* Extracted material:
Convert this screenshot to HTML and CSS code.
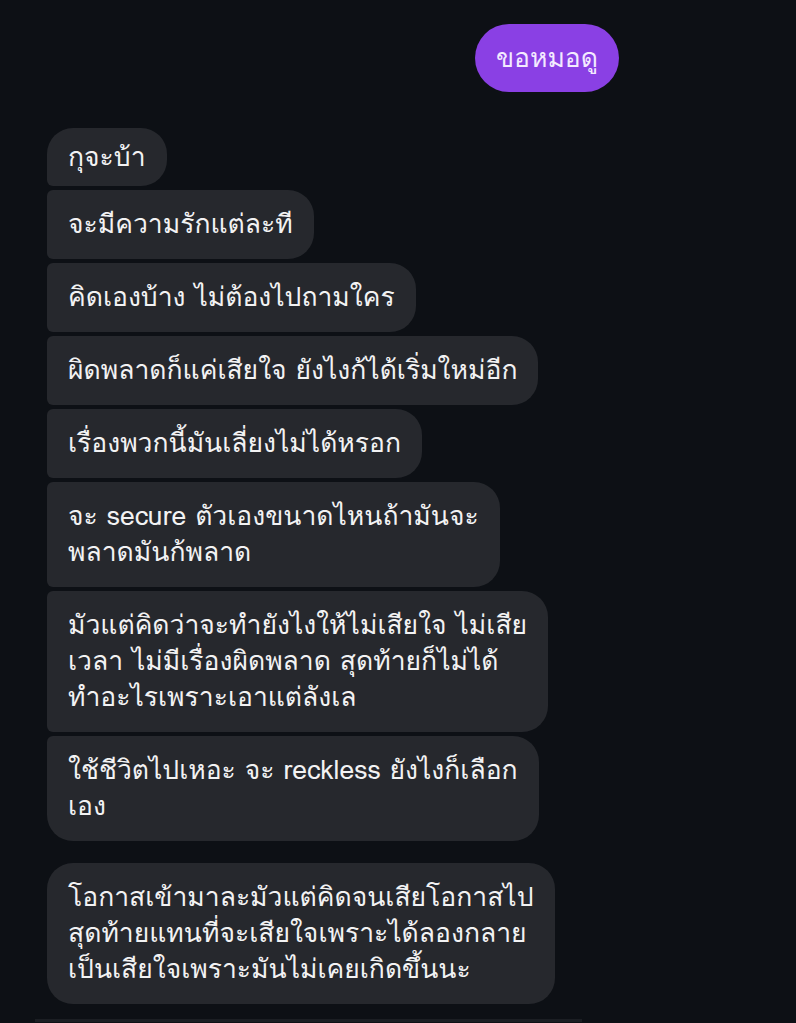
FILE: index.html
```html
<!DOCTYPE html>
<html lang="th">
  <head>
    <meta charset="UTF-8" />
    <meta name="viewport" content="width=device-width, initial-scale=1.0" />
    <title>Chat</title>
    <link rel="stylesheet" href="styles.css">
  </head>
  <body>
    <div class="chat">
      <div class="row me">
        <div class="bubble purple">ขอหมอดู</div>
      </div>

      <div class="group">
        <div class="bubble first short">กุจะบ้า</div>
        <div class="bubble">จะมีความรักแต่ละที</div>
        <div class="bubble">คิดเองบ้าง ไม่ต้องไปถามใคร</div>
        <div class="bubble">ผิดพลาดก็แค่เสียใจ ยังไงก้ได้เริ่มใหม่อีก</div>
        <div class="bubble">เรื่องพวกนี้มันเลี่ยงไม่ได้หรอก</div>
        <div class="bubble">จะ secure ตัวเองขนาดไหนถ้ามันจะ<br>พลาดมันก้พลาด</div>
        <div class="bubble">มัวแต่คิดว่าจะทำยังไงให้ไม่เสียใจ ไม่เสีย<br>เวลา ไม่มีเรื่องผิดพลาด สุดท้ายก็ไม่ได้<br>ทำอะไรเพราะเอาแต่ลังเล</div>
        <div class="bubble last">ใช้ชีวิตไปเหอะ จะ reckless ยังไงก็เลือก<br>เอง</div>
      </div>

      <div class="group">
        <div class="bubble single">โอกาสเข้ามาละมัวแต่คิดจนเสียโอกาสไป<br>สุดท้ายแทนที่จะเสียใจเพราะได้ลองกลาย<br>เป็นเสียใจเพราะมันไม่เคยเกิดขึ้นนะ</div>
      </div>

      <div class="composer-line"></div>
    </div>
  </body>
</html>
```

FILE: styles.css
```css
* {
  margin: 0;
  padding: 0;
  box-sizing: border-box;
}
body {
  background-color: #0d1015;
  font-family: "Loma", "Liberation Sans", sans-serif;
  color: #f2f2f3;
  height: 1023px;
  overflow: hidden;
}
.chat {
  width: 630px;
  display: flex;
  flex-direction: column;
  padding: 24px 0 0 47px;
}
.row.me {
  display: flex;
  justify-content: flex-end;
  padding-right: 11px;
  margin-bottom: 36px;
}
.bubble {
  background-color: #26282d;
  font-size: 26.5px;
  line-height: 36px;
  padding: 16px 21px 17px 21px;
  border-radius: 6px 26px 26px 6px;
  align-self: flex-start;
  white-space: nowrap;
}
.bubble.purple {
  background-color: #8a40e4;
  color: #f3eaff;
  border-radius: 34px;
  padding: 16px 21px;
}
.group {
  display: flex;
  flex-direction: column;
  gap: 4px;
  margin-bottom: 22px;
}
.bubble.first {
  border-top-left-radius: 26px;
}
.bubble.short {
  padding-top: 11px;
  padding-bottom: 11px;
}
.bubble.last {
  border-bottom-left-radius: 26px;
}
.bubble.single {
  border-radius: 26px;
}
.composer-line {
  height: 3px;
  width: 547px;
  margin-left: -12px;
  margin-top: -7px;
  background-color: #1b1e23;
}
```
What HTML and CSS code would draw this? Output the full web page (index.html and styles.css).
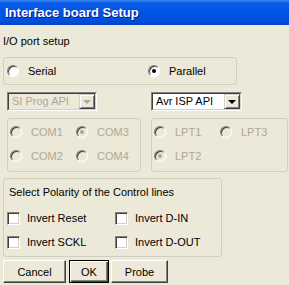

* To be done: All lines above with "code" in them should be returned.

* Task answer:
Convert this screenshot to HTML and CSS code.
What HTML and CSS code would draw this? Output the full web page (index.html and styles.css).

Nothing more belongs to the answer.